- Docteur OXGrand sage
http://www.lexpress.fr/actualite/journal-d-un-prof-accidentel-1_1285600.html
Il y a encore un mois, quand on me demandait ce que je faisais dans la vie, j'étais bien embarrassé. J'étais jusqu'alors assistant d'éducation (surveillant en français), mais mon contrat s'est terminé et je n'ai pas réussi à trouver de place dans un autre établissement.
Ensuite, tout est allé très vite. Je prends contact avec mon ancienne CPE pour lui dire que je cherche du boulot. Dans mon ancien lycée, justement, il y a quelques heures d'espagnol que personne ne veut faire, alors puisque je faisais des études pour devenir prof, me voilà bombardé à ce poste. Je reste dans le même lycée professionnel, mais je passe de surveillant à prof avant même d'avoir eu le temps de m'en rendre compte, et sans l'avoir demandé ni n'avoir rien fait pour le devenir. Un prof accidentel, en somme.
Au début, évidemment, c'était étrange. "Ah, en fait t'es revenu, je croyais que t'étais plus surveillant ici?", me lançaient les élèves. "Eh bien en fait je suis plus surveillant, je suis prof maintenant..."
Me voilà en l'espace de quelques jours amené à faire ce travail alors que j'ai renoncé à en faire ma vocation en voyant l'évolution calamiteuse de l'Education nationale. Puis si j'ai tout de même 26 ans, je fais jeune. Les élèves le voient, les parents aussi. Comme ce parent d'élève qui a voulu me rencontrer aujourd'hui et qui m'a vraisemblablement pris pour un surveillant (difficile de le blâmer), et était tout surpris que je sois le prof de sa fille. Si seulement je pouvais paraître dix ans plus vieux lorsque je vais travailler...
Notre seule autorité est celle que l'on veut bien nous donner
Face aux élèves, le premier contact est hasardeux, se fait à tâtons, dans le stress, la bouche pâteuse. Je ne le nierai pas, même si j'ai déjà été assistant de langue, même si j'ai été surveillant trois ans, le rôle du prof relève d'un numéro d'équilibriste et de prestidigitateur qu'aucune étude ne peut nous préparer à réussir.
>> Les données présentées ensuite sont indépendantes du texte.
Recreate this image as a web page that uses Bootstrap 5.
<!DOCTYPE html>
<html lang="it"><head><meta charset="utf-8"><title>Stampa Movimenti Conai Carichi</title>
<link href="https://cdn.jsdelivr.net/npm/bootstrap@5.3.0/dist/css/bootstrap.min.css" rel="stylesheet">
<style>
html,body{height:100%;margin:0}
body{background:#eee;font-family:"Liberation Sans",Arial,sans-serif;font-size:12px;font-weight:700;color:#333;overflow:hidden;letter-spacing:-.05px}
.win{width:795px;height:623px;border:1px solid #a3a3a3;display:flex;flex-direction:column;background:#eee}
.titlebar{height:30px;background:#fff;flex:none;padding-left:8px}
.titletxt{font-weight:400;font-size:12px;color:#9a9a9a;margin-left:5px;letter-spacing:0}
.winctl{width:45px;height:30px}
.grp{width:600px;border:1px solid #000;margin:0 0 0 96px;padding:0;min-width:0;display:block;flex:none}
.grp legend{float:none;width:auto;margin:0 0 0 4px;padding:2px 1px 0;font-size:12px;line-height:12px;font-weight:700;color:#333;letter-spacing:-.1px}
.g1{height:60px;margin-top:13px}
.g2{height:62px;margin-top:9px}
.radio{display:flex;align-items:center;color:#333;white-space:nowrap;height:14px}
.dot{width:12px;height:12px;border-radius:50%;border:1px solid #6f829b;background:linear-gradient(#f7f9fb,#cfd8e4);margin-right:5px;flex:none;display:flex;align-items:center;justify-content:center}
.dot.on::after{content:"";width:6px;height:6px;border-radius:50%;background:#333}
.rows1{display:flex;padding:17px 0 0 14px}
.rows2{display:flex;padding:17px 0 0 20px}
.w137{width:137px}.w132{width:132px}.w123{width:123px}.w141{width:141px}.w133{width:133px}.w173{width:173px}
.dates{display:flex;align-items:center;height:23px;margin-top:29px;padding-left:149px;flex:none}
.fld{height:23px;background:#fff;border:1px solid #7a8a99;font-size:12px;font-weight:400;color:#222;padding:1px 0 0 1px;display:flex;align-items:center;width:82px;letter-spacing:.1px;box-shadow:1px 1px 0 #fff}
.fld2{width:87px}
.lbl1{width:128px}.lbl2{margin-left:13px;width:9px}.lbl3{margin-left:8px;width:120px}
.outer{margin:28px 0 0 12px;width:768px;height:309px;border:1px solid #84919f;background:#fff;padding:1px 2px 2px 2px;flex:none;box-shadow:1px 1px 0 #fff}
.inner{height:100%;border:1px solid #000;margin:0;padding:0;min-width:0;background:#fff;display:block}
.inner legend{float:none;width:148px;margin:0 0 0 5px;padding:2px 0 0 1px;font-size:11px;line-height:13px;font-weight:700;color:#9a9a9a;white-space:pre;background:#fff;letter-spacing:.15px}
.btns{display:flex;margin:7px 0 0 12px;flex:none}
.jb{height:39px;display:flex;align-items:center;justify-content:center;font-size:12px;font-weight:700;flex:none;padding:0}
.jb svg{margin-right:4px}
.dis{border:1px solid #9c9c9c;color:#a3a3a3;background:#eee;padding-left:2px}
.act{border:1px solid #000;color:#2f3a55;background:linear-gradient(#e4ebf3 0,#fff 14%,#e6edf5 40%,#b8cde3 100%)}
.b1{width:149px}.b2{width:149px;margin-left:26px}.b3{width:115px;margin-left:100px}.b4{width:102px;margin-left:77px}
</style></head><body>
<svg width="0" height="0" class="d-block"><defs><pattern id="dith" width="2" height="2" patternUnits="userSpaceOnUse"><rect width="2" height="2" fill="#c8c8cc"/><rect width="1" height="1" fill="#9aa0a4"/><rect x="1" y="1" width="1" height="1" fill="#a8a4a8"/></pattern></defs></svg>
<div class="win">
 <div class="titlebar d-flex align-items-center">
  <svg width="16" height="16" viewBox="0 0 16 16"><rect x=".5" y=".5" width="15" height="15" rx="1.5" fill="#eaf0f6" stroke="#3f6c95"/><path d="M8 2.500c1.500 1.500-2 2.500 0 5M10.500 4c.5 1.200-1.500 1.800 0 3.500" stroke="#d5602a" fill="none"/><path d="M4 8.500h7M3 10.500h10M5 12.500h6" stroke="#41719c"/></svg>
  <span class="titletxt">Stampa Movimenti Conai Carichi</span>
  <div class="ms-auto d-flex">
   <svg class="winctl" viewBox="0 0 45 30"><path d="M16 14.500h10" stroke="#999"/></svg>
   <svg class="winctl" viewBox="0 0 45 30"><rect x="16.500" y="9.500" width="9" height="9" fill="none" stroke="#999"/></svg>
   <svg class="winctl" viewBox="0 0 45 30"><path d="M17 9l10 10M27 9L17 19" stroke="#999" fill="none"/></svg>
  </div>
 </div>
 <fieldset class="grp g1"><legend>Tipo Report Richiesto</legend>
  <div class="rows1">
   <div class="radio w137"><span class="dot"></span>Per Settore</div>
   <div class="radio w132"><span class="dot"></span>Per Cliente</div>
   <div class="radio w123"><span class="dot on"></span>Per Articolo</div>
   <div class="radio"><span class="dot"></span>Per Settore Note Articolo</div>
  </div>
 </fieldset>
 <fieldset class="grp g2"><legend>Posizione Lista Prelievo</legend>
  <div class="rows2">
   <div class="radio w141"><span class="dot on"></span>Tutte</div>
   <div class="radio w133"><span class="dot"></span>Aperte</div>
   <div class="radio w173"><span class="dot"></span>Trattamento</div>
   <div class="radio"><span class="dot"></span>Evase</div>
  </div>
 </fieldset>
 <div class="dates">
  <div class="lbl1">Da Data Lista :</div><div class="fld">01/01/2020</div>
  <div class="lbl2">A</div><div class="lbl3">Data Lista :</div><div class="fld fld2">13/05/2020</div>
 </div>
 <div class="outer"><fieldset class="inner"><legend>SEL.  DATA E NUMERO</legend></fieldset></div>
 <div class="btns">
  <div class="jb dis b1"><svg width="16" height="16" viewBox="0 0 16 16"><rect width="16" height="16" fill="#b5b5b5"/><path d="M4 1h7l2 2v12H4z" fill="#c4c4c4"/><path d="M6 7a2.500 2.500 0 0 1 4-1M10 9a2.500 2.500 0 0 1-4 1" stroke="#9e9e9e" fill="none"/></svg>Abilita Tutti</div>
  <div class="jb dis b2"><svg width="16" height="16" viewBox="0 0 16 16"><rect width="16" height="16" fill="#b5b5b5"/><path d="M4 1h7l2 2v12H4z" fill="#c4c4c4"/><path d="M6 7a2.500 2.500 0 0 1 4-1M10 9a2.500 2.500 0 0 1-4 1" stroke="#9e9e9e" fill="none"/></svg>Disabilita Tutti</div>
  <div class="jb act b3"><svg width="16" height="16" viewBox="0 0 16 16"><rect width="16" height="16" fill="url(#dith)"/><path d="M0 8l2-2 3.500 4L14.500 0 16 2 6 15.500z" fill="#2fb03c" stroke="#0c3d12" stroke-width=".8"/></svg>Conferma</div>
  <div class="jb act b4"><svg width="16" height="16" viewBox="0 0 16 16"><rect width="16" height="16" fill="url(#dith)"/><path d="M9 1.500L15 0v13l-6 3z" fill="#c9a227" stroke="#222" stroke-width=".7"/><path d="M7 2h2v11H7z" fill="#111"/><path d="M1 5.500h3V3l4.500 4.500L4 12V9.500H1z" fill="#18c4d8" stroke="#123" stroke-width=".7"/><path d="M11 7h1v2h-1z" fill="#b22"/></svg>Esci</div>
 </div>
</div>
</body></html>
Le prof ne dispose de pratiquement aucune mesure coercitive face aux élèves. Les fameuses heures de colle, à l'efficacité discutable, sont distribuées au compte-gouttes et représentent une charge de travail supplémentaire. Les exclusions de cours restent une solution extrême réservée au cas où un élève rend impossible la tenue du cours malgré de nombreux rappels à l'ordre. Mais si ce sont plusieurs élèves, il n'est bien entendu pas possible d'exclure la moitié de la classe...
La seule mesure vraiment utile et efficace reste finalement de prendre contact avec les parents, mais encore faut-il que ces derniers, parfois pires que leurs rejetons, se montrent coopératifs... Bref, faire croire aux élèves qu'on est le maître alors que notre seule autorité est celle que l'on veut bien nous donner est un exercice compliqué. Une fois la question de la discipline entendue (mais elle ne l'est jamais tout à fait), reste l'autre question, épineuse, de la pédagogie. Car si je me bats pour que mes ados se tiennent à peu près correctement (j'ai dis à peu près), je dois aussi, paraît-il, dans les moments que je réussis à libérer, leur apprendre la langue de Cervantès.
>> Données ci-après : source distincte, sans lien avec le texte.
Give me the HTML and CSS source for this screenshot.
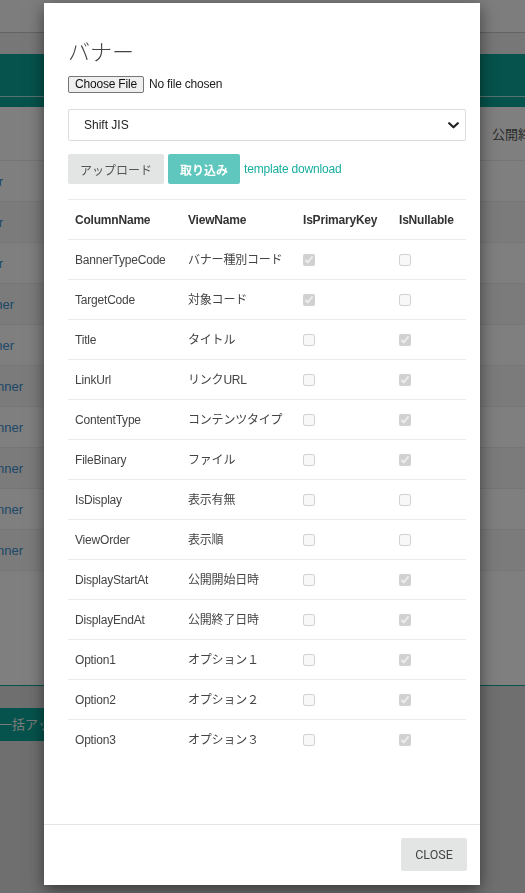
FILE: index.html
```html
<!DOCTYPE html>
<html lang="ja">
<head>
<meta charset="utf-8">
<title>バナー</title>
<link rel="stylesheet" href="styles.css">
</head>
<body>
<div class="page">
  <div class="topbar"></div>
  <div class="subbar"></div>
  <div class="hero"><div class="hero-main"></div><div class="hero-foot"></div></div>
  <div class="list">
    <div class="list-head"><span class="list-head-text">公開終了日時</span></div>
    <div class="list-row"><span class="cut cut-1">TopBanner</span></div>
    <div class="list-row stripe"><span class="cut cut-1">SubBanner</span></div>
    <div class="list-row"><span class="cut cut-1">MainBanner</span></div>
    <div class="list-row stripe"><span class="cut cut-3">SideBanner</span></div>
    <div class="list-row"><span class="cut cut-3">FootBanner</span></div>
    <div class="list-row stripe"><span class="cut cut-4">TopBanner</span></div>
    <div class="list-row"><span class="cut cut-4">SubBanner</span></div>
    <div class="list-row stripe"><span class="cut cut-4">MainBanner</span></div>
    <div class="list-row"><span class="cut cut-4">SideBanner</span></div>
    <div class="list-row stripe"><span class="cut cut-4">FootBanner</span></div>
    <div class="list-end"></div>
  </div>
  <div class="page-bottom">
    <span class="bulk">一括アップロード</span>
  </div>
</div>

<div class="backdrop"></div>

<div class="modal">
  <div class="modal-body">
    <h2 class="modal-title">バナー</h2>
    <div class="file-row">
      <span class="file-btn">Choose File</span>
      <span class="file-name">No file chosen</span>
    </div>
    <div class="select">
      <span>Shift JIS</span>
      <svg class="chev" width="11" height="7" viewBox="0 0 11 7"><path d="M1.2 1.2 L5.5 5.3 L9.8 1.2" fill="none" stroke="#222" stroke-width="2.2" stroke-linecap="round" stroke-linejoin="round"/></svg>
    </div>
    <div class="actions">
      <button class="btn btn-gray">アップロード</button>
      <button class="btn btn-teal">取り込み</button>
      <a class="link">template download</a>
    </div>
    <table class="cols">
      <colgroup><col class="c1"><col class="c2"><col class="c3"><col class="c4"></colgroup>
      <thead>
        <tr><th>ColumnName</th><th>ViewName</th><th>IsPrimaryKey</th><th>IsNullable</th></tr>
      </thead>
      <tbody>
        <tr><td>BannerTypeCode</td><td>バナー種別コード</td><td><input type="checkbox" disabled checked></td><td><input type="checkbox" disabled></td></tr>
        <tr><td>TargetCode</td><td>対象コード</td><td><input type="checkbox" disabled checked></td><td><input type="checkbox" disabled></td></tr>
        <tr><td>Title</td><td>タイトル</td><td><input type="checkbox" disabled></td><td><input type="checkbox" disabled checked></td></tr>
        <tr><td>LinkUrl</td><td>リンクURL</td><td><input type="checkbox" disabled></td><td><input type="checkbox" disabled checked></td></tr>
        <tr><td>ContentType</td><td>コンテンツタイプ</td><td><input type="checkbox" disabled></td><td><input type="checkbox" disabled checked></td></tr>
        <tr><td>FileBinary</td><td>ファイル</td><td><input type="checkbox" disabled></td><td><input type="checkbox" disabled checked></td></tr>
        <tr><td>IsDisplay</td><td>表示有無</td><td><input type="checkbox" disabled></td><td><input type="checkbox" disabled></td></tr>
        <tr><td>ViewOrder</td><td>表示順</td><td><input type="checkbox" disabled></td><td><input type="checkbox" disabled></td></tr>
        <tr><td>DisplayStartAt</td><td>公開開始日時</td><td><input type="checkbox" disabled></td><td><input type="checkbox" disabled checked></td></tr>
        <tr><td>DisplayEndAt</td><td>公開終了日時</td><td><input type="checkbox" disabled></td><td><input type="checkbox" disabled checked></td></tr>
        <tr><td>Option1</td><td>オプション１</td><td><input type="checkbox" disabled></td><td><input type="checkbox" disabled checked></td></tr>
        <tr><td>Option2</td><td>オプション２</td><td><input type="checkbox" disabled></td><td><input type="checkbox" disabled checked></td></tr>
        <tr><td>Option3</td><td>オプション３</td><td><input type="checkbox" disabled></td><td><input type="checkbox" disabled checked></td></tr>
      </tbody>
    </table>
  </div>
  <div class="modal-footer">
    <button class="btn btn-close">CLOSE</button>
  </div>
</div>
</body>
</html>
```

FILE: styles.css
```css
html, body {
  margin: 0;
  padding: 0;
}
body {
  width: 525px;
  height: 893px;
  overflow: hidden;
  background: #dedede;
  font-family: "Liberation Sans", "Noto Sans CJK JP", sans-serif;
  font-size: 12px;
  color: #333;
  position: relative;
}

/* ---------- background page ---------- */
.page {
  width: 525px;
}
.topbar {
  height: 32px;
  background: #fbfbfb;
  border-bottom: 1px solid #c6c6c6;
}
.subbar {
  height: 21px;
  background: #eeeeee;
}
.hero {
  background: #0aa698;
}
.hero-main {
  height: 42px;
}
.hero-foot {
  height: 10px;
  border-top: 1px solid #b3e6e1;
}
.list {
  background: #fff;
}
.list-head {
  height: 53px;
  display: flex;
  align-items: center;
  padding-left: 492px;
  font-size: 13px;
  color: #555;
  white-space: nowrap;
}
.list-row {
  height: 40px;
  border-top: 1px solid #ececec;
  display: flex;
  align-items: center;
}
.list-row.stripe {
  background: #f7f7f7;
}
.cut {
  display: flex;
  justify-content: flex-end;
  white-space: nowrap;
  color: #3a8ed0;
  font-size: 13px;
}
.cut-1 { width: 3px; }
.cut-3 { width: 14px; }
.cut-4 { width: 23px; }
.list-end {
  height: 114px;
  border-top: 1px solid #ececec;
  border-bottom: 1px solid #0aa698;
  background: #fff;
}
.page-bottom {
  padding-top: 22px;
}
.bulk {
  display: inline-block;
  height: 33px;
  line-height: 33px;
  margin-left: -1px;
  padding-right: 14px;
  background: #0aa698;
  color: #f4f4f4;
  font-size: 13px;
}

/* ---------- backdrop ---------- */
.backdrop {
  position: fixed;
  inset: 0;
  background: rgba(0, 0, 0, 0.5);
}

/* ---------- modal ---------- */
.modal {
  position: absolute;
  top: 3px;
  left: 44px;
  width: 436px;
  height: 882px;
  background: #fff;
  box-shadow: 0 5px 15px rgba(0, 0, 0, 0.5);
  display: flex;
  flex-direction: column;
}
.modal-body {
  flex: 1;
  padding: 37px 14px 0 24px;
}
.modal-title {
  margin: 0;
  font-size: 22px;
  line-height: 26px;
  font-weight: 300;
  color: #444;
}
.file-row {
  margin-top: 10px;
  height: 17px;
  display: flex;
  align-items: center;
}
.file-btn {
  box-sizing: border-box;
  height: 17px;
  width: 76px;
  border: 1px solid #767676;
  border-radius: 2px;
  background: #efefef;
  color: #111;
  font-size: 12px;
  letter-spacing: -0.2px;
  line-height: 15px;
  text-align: center;
}
.file-name {
  margin-left: 5px;
  color: #222;
  letter-spacing: -0.2px;
  position: relative;
  top: -1px;
}
.select {
  margin-top: 16px;
  box-sizing: border-box;
  height: 32px;
  border: 1px solid #dcdcdc;
  border-radius: 2px;
  display: flex;
  align-items: center;
  justify-content: space-between;
  padding: 0 6px 0 15px;
  color: #222;
  font-size: 12px;
}
.chev {
  display: block;
}
.actions {
  margin-top: 13px;
  display: flex;
  align-items: center;
  gap: 4px;
}
.btn {
  border: none;
  border-radius: 2px;
  font-family: "Liberation Sans", "Noto Sans CJK JP", sans-serif;
  font-size: 12px;
  height: 30px;
  padding: 0 12px;
  cursor: pointer;
}
.btn-gray {
  background: #e3e5e4;
  color: #555;
}
.btn-teal {
  background: #5fc7bd;
  color: #fff;
  font-weight: 700;
}
.link {
  color: #17ae9e;
  letter-spacing: -0.2px;
  cursor: pointer;
}

.cols {
  margin-top: 15px;
  width: 398px;
  table-layout: fixed;
  border-collapse: separate;
  border-spacing: 0;
}
.c1 { width: 113px; }
.c2 { width: 115px; }
.c3 { width: 96px; }
.c4 { width: 74px; }
.cols th,
.cols td {
  padding: 11px 7px 9px;
  line-height: 19px;
  border-top: 1px solid #ebebeb;
  text-align: left;
  white-space: nowrap;
  vertical-align: middle;
}
.cols th {
  font-weight: 700;
  color: #333;
  letter-spacing: -0.2px;
}
.cols td {
  color: #444;
  letter-spacing: -0.2px;
}
.cols input[type="checkbox"] {
  width: 12px;
  height: 12px;
  margin: -2px 0 0;
  vertical-align: middle;
}

.modal-footer {
  border-top: 1px solid #e5e5e5;
  padding: 13px 13px 14px;
  display: flex;
  justify-content: flex-end;
}
.btn-close {
  width: 66px;
  height: 33px;
  padding: 0;
  background: #e3e5e4;
  color: #444;
  font-family: Roboto, "Liberation Sans", sans-serif;
  font-size: 12.5px;
}
```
Il faut jongler avec des niveaux d'une grande disparité; ceux qui travaillent, ceux qui bayent aux corneilles, mais aussi ceux dont je découvre la dyslexie (oui parce que bien que l'infirmière du lycée et moi nous connaissions, elle n'a apparemment pas jugé utile de me dire que deux de mes élèves sont dyslexiques, et je ne m'étonnerais pas d'en découvrir un troisième).
Une administration entêtée
Comme dans ce premier lycée il y a très peu d'heures, on m'a également affecté sur un autre lycée professionnel, un tantinet plus difficile. Je me retrouve notamment face à une classe où aucun élève ne semble s'intéresser à autre chose qu'à me déstabiliser, se raconter le week-end, faire des conneries, en dire, ou encore se moquer de l'un des élèves, autiste. Dans une autre, je rencontre un élève sur lesquelles motivations le CPE semble s'interroger: "On se demande s'il est là pour étudier ou réactiver les réseaux de vente de son grand frère..." Évidemment, il ne s'agit pas de vendre des tickets restos de contrebande...
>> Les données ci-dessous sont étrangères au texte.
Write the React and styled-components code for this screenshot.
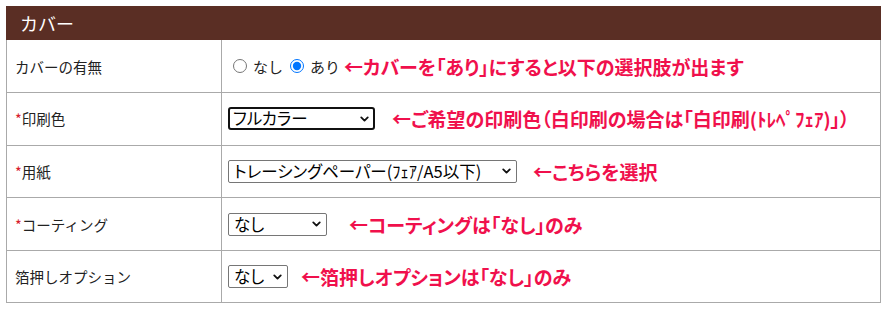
import React from "react";
import styled, { createGlobalStyle } from "styled-components";
import { ChevronDown } from "lucide-react";

const GlobalStyle = createGlobalStyle`
  body {
    margin: 6px;
    background: #ffffff;
    font-family: "Noto Sans CJK JP", "Noto Sans", sans-serif;
    color: #222;
  }
`;

const Panel = styled.section`
  width: 875px;
`;

const Header = styled.h2`
  margin: 0;
  height: 34px;
  display: flex;
  align-items: center;
  padding: 0 14px;
  background-color: #5a2e24;
  color: #ffffff;
  font-size: 18px;
  font-weight: normal;
`;

const Table = styled.table`
  width: 100%;
  border-collapse: collapse;
  border: 1px solid #aaaaaa;
  border-top: 0;
`;

const Row = styled.tr`
  height: 52.6px;
  border-bottom: 1px solid #aaaaaa;
`;

const Label = styled.th`
  width: 206px;
  padding: 0 0 0 8px;
  text-align: left;
  font-size: 14.5px;
  font-weight: normal;
  color: #222;
  border-right: 1px solid #aaaaaa;
`;

const Required = styled.span`
  color: #d8202c;
`;

const Cell = styled.td`
  padding: 0 6px;
`;

const Line = styled.div`
  display: flex;
  align-items: center;
  gap: ${(p) => p.gap ?? 16}px;
`;

const RadioGroup = styled.div`
  display: flex;
  align-items: center;
  font-size: 15px;
  color: #222;

  label {
    display: flex;
    align-items: center;
    margin-right: 2px;
  }
  input {
    margin: 0 6px 0 5px;
    width: 14px;
    height: 14px;
  }
`;

const SelectWrap = styled.span`
  position: relative;
  display: inline-flex;
  flex: none;

  svg {
    position: absolute;
    right: 4px;
    top: 50%;
    transform: translateY(-50%);
    pointer-events: none;
    color: #111;
  }
`;

const Select = styled.select`
  appearance: none;
  box-sizing: border-box;
  height: 23px;
  width: ${(p) => p.width}px;
  font-family: "Noto Sans CJK JP", sans-serif;
  font-size: 16.5px;
  font-feature-settings: "palt";
  line-height: 19px;
  color: #000;
  background: #fff;
  border: ${(p) => (p.focused ? "2px solid #111" : "1px solid #767676")};
  border-radius: ${(p) => (p.focused ? "3px" : "2px")};
  padding: 0 16px 0 ${(p) => (p.focused ? 3 : 5)}px;
  margin: 0;
`;

const Note = styled.span`
  color: #f0104c;
  font-size: 19px;
  font-weight: bold;
  font-feature-settings: "palt";
  white-space: nowrap;
`;

const Dropdown = ({ width, focused, children, defaultValue }) => (
  <SelectWrap>
    <Select width={width} focused={focused} defaultValue={defaultValue}>
      {children}
    </Select>
    <ChevronDown size={13} strokeWidth={3.4} />
  </SelectWrap>
);

const App = () => {
  return (
    <Panel>
      <GlobalStyle />
      <Header>カバー</Header>
      <Table>
        <tbody>
          <Row>
            <Label>カバーの有無</Label>
            <Cell>
              <Line gap={2}>
                <RadioGroup>
                  <label>
                    <input type="radio" name="cover" />
                    なし
                  </label>
                  <label>
                    <input type="radio" name="cover" defaultChecked />
                    あり
                  </label>
                </RadioGroup>
                <Note>←カバーを「あり」にすると以下の選択肢が出ます</Note>
              </Line>
            </Cell>
          </Row>
          <Row>
            <Label>
              <Required>*</Required>印刷色
            </Label>
            <Cell>
              <Line gap={17}>
                <Dropdown width={147} focused defaultValue="full">
                  <option value="full">フルカラー</option>
                  <option value="white">白印刷(トレペフェア)</option>
                </Dropdown>
                <Note>←ご希望の印刷色（白印刷の場合は「白印刷(ﾄﾚﾍﾟﾌｪｱ)」）</Note>
              </Line>
            </Cell>
          </Row>
          <Row>
            <Label>
              <Required>*</Required>用紙
            </Label>
            <Cell>
              <Line gap={16}>
                <Dropdown width={289}>
                  <option>トレーシングペーパー(ﾌｪｱ/A5以下)</option>
                </Dropdown>
                <Note>←こちらを選択</Note>
              </Line>
            </Cell>
          </Row>
          <Row>
            <Label>
              <Required>*</Required>コーティング
            </Label>
            <Cell>
              <Line gap={22}>
                <Dropdown width={99}>
                  <option>なし</option>
                </Dropdown>
                <Note>←コーティングは「なし」のみ</Note>
              </Line>
            </Cell>
          </Row>
          <Row>
            <Label>箔押しオプション</Label>
            <Cell>
              <Line gap={13}>
                <Dropdown width={60}>
                  <option>なし</option>
                </Dropdown>
                <Note>←箔押しオプションは「なし」のみ</Note>
              </Line>
            </Cell>
          </Row>
        </tbody>
      </Table>
    </Panel>
  );
};

export default App;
Mais être prof, c'est aussi, j'allais dire surtout, se confronter à une administration entêtée, semblable au Château du roman de Kafka. Elle me dicte vaguement ce que je dois faire, signe mon contrat, paie mes chèques, mais n'a ni nom, ni visage, ni identité. Il y a ce proviseur-adjoint qui me raconte sa vie alors que je lui demande simplement une salle pour faire cours. Il semble vivre dans un autre monde. Heureusement, il y a les collègues...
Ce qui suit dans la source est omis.